*Written problem*. All lines in the records below from the line with "What React and" through the line with "import React from" are to be given again exactly, both ends included; the pictures are to be left out.

○ ○ ○ ○

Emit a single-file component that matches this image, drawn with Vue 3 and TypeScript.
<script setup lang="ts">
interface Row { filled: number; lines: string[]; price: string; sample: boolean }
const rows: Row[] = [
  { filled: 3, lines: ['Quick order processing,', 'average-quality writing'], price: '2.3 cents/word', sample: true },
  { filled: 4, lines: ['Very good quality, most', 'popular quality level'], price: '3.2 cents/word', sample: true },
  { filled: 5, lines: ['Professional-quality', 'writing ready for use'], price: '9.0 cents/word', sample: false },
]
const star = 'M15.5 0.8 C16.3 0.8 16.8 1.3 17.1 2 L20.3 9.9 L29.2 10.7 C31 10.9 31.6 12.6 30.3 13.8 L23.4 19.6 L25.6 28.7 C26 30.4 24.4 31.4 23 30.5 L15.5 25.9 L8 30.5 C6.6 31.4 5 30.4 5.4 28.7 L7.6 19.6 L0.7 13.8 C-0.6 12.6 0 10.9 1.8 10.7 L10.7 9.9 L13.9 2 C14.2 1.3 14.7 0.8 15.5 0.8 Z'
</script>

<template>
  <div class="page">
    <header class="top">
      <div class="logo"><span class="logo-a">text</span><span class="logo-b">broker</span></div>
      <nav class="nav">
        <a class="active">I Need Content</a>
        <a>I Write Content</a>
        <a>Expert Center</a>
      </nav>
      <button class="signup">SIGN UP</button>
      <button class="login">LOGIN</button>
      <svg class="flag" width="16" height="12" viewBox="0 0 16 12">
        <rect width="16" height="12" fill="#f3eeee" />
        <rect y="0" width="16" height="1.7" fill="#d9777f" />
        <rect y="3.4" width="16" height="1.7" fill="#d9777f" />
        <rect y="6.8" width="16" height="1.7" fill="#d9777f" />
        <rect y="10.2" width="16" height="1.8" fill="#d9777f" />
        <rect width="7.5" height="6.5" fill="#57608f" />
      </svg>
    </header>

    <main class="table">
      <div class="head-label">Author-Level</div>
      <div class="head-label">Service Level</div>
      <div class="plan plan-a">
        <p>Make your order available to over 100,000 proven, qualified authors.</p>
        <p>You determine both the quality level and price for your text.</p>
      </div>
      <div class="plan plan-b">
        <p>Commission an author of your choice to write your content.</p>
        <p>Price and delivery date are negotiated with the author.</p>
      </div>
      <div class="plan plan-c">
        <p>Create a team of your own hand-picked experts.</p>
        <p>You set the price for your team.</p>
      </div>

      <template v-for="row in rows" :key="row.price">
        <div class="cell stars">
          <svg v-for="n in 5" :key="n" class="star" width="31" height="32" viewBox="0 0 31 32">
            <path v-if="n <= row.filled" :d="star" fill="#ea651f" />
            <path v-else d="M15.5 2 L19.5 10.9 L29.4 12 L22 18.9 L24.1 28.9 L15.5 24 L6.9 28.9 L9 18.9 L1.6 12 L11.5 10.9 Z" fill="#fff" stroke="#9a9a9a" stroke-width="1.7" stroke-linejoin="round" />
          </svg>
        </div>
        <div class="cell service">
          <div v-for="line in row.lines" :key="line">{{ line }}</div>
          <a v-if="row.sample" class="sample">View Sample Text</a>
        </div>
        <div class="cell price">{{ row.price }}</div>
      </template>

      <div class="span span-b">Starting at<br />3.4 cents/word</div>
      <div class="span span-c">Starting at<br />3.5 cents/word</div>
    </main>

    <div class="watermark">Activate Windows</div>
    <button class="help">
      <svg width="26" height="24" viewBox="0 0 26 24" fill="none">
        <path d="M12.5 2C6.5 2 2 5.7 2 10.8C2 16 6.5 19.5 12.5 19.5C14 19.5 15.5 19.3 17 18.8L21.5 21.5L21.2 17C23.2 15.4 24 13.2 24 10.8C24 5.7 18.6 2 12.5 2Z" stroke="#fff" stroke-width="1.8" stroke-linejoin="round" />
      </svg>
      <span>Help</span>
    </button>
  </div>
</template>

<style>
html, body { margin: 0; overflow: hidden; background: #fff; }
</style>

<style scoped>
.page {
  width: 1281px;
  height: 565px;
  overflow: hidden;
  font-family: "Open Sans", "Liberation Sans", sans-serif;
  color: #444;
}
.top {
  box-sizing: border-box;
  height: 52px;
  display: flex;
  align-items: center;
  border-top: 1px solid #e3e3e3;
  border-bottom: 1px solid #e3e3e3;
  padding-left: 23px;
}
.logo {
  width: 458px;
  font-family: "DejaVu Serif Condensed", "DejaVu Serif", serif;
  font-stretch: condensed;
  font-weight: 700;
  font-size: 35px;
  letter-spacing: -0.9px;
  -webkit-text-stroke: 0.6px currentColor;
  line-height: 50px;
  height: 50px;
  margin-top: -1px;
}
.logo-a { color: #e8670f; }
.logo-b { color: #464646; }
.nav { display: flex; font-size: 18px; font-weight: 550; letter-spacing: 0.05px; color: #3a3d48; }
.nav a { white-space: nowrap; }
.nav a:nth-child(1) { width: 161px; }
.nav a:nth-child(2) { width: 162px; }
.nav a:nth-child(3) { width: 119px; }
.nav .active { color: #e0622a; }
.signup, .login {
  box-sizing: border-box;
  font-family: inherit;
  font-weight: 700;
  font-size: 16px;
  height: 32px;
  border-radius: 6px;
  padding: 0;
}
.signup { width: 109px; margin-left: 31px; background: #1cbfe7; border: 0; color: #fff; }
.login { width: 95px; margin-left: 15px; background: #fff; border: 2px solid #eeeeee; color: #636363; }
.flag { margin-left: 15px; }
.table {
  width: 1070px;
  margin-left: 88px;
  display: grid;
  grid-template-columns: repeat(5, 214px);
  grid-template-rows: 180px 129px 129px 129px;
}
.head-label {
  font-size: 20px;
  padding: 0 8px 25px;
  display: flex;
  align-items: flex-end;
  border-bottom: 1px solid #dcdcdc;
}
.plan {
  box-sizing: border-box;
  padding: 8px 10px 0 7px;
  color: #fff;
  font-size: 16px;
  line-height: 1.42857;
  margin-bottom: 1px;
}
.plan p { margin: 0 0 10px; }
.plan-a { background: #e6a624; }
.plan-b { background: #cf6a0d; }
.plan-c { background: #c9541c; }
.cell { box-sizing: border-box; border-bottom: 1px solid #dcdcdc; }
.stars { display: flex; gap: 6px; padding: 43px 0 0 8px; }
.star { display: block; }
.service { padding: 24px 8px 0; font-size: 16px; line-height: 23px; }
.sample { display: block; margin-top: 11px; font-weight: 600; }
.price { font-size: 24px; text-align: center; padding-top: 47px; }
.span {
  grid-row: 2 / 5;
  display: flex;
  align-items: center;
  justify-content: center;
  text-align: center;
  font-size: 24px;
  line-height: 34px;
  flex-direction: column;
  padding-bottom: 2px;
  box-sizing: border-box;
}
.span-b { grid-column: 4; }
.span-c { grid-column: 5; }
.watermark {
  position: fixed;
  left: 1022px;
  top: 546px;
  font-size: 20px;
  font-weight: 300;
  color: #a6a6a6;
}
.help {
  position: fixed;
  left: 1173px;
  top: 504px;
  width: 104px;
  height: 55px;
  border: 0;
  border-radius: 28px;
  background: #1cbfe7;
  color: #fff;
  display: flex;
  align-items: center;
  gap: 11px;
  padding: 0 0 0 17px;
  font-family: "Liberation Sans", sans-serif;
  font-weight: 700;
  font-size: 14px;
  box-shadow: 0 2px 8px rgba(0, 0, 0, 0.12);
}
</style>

○ ○ ○ ○

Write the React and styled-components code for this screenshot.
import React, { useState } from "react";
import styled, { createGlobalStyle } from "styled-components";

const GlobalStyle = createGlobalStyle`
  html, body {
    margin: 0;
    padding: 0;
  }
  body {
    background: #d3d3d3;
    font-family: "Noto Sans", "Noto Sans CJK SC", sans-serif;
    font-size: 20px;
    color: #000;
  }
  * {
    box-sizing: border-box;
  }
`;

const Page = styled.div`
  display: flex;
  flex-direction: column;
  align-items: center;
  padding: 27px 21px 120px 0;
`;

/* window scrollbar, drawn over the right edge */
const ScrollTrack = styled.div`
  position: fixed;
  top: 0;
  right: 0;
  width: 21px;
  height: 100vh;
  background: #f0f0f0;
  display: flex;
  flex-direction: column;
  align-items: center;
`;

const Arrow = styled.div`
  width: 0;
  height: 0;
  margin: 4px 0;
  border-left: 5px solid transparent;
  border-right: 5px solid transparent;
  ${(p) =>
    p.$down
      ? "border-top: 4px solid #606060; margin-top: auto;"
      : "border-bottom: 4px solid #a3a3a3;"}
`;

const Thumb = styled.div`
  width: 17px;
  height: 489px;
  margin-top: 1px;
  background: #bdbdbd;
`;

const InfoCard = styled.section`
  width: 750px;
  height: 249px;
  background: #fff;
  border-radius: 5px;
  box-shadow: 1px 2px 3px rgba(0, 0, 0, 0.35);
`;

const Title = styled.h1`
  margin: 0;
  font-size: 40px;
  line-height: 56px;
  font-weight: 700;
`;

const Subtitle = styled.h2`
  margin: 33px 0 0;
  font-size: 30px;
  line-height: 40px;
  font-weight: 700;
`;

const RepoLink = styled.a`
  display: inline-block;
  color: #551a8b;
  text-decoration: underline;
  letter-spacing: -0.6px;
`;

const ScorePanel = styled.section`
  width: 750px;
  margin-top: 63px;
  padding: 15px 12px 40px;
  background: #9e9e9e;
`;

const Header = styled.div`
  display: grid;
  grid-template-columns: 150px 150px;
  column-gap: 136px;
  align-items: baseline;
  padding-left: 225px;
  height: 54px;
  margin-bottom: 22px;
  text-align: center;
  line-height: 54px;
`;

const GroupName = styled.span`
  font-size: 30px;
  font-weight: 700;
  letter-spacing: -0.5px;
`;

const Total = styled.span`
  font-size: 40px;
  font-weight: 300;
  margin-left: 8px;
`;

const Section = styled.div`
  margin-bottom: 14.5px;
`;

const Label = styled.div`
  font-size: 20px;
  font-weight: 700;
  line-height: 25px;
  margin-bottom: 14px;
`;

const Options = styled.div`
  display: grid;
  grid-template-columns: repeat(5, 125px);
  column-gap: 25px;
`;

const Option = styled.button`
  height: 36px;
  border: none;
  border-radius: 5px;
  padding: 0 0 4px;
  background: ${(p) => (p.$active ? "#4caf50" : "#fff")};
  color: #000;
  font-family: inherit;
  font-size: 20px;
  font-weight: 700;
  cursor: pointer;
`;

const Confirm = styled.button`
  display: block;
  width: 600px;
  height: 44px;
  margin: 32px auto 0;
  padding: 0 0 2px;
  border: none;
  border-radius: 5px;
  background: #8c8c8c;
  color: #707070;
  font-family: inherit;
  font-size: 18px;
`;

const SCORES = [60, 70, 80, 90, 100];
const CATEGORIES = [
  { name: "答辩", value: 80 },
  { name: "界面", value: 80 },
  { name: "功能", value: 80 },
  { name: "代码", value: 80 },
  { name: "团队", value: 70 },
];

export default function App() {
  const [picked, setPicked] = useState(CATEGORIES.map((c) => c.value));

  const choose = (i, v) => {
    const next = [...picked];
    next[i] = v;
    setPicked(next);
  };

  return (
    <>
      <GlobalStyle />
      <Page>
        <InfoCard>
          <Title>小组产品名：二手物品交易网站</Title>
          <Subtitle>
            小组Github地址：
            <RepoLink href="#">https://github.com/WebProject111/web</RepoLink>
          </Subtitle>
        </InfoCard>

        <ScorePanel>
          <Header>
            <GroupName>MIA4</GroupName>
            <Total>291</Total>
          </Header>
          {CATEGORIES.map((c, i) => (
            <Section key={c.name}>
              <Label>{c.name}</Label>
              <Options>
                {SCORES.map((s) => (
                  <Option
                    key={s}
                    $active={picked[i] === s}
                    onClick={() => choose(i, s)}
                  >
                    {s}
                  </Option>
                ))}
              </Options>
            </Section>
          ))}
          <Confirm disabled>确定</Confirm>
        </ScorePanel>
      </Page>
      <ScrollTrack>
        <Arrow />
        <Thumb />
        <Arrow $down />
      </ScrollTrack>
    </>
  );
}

○ ○ ○ ○

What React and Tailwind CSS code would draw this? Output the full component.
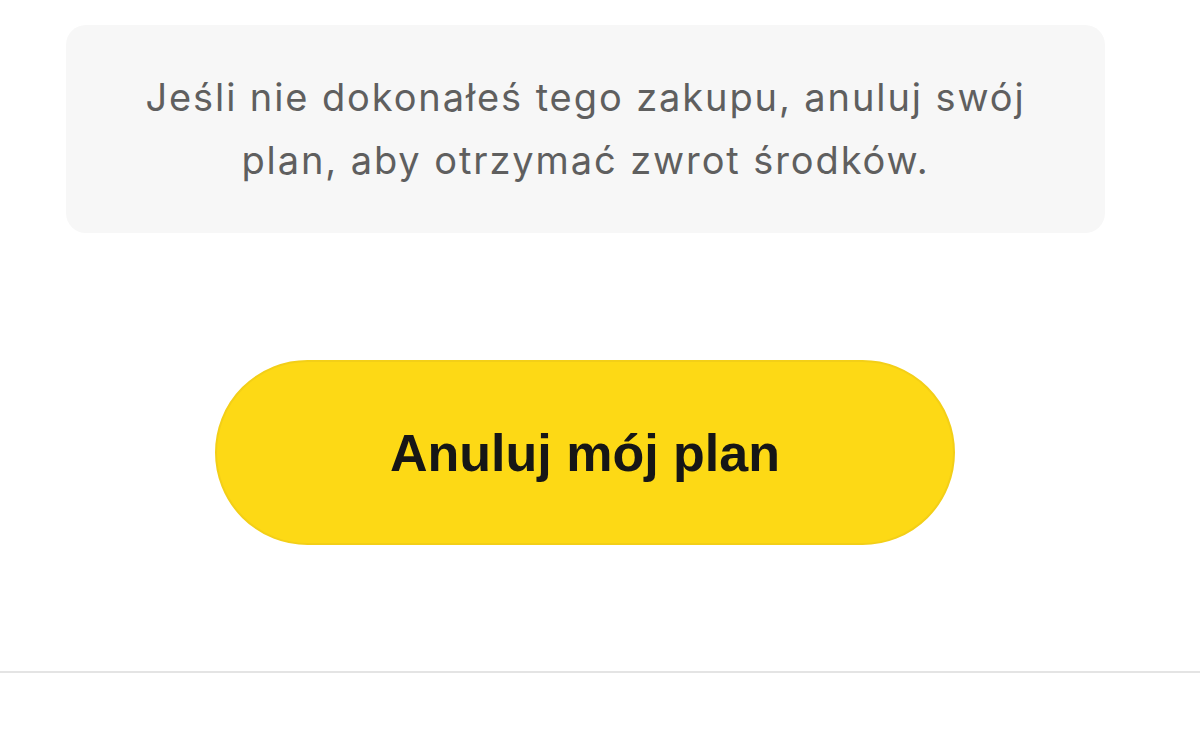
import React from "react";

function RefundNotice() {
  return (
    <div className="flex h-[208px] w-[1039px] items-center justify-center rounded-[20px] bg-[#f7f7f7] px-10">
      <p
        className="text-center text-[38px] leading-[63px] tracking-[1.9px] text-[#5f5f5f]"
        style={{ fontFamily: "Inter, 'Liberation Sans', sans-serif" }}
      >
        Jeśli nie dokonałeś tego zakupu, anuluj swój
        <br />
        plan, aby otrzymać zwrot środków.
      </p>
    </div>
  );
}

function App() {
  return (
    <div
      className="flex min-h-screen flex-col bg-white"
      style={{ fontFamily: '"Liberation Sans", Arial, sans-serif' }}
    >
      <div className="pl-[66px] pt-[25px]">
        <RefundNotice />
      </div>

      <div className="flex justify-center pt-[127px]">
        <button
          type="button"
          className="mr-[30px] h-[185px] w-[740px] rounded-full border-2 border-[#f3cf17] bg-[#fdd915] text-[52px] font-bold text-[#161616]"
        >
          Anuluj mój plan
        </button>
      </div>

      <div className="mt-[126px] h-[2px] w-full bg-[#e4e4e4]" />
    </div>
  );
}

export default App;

○ ○ ○ ○

*Exercise answer*.
What React and Tailwind CSS code would draw this? Output the full component.
import React from "react";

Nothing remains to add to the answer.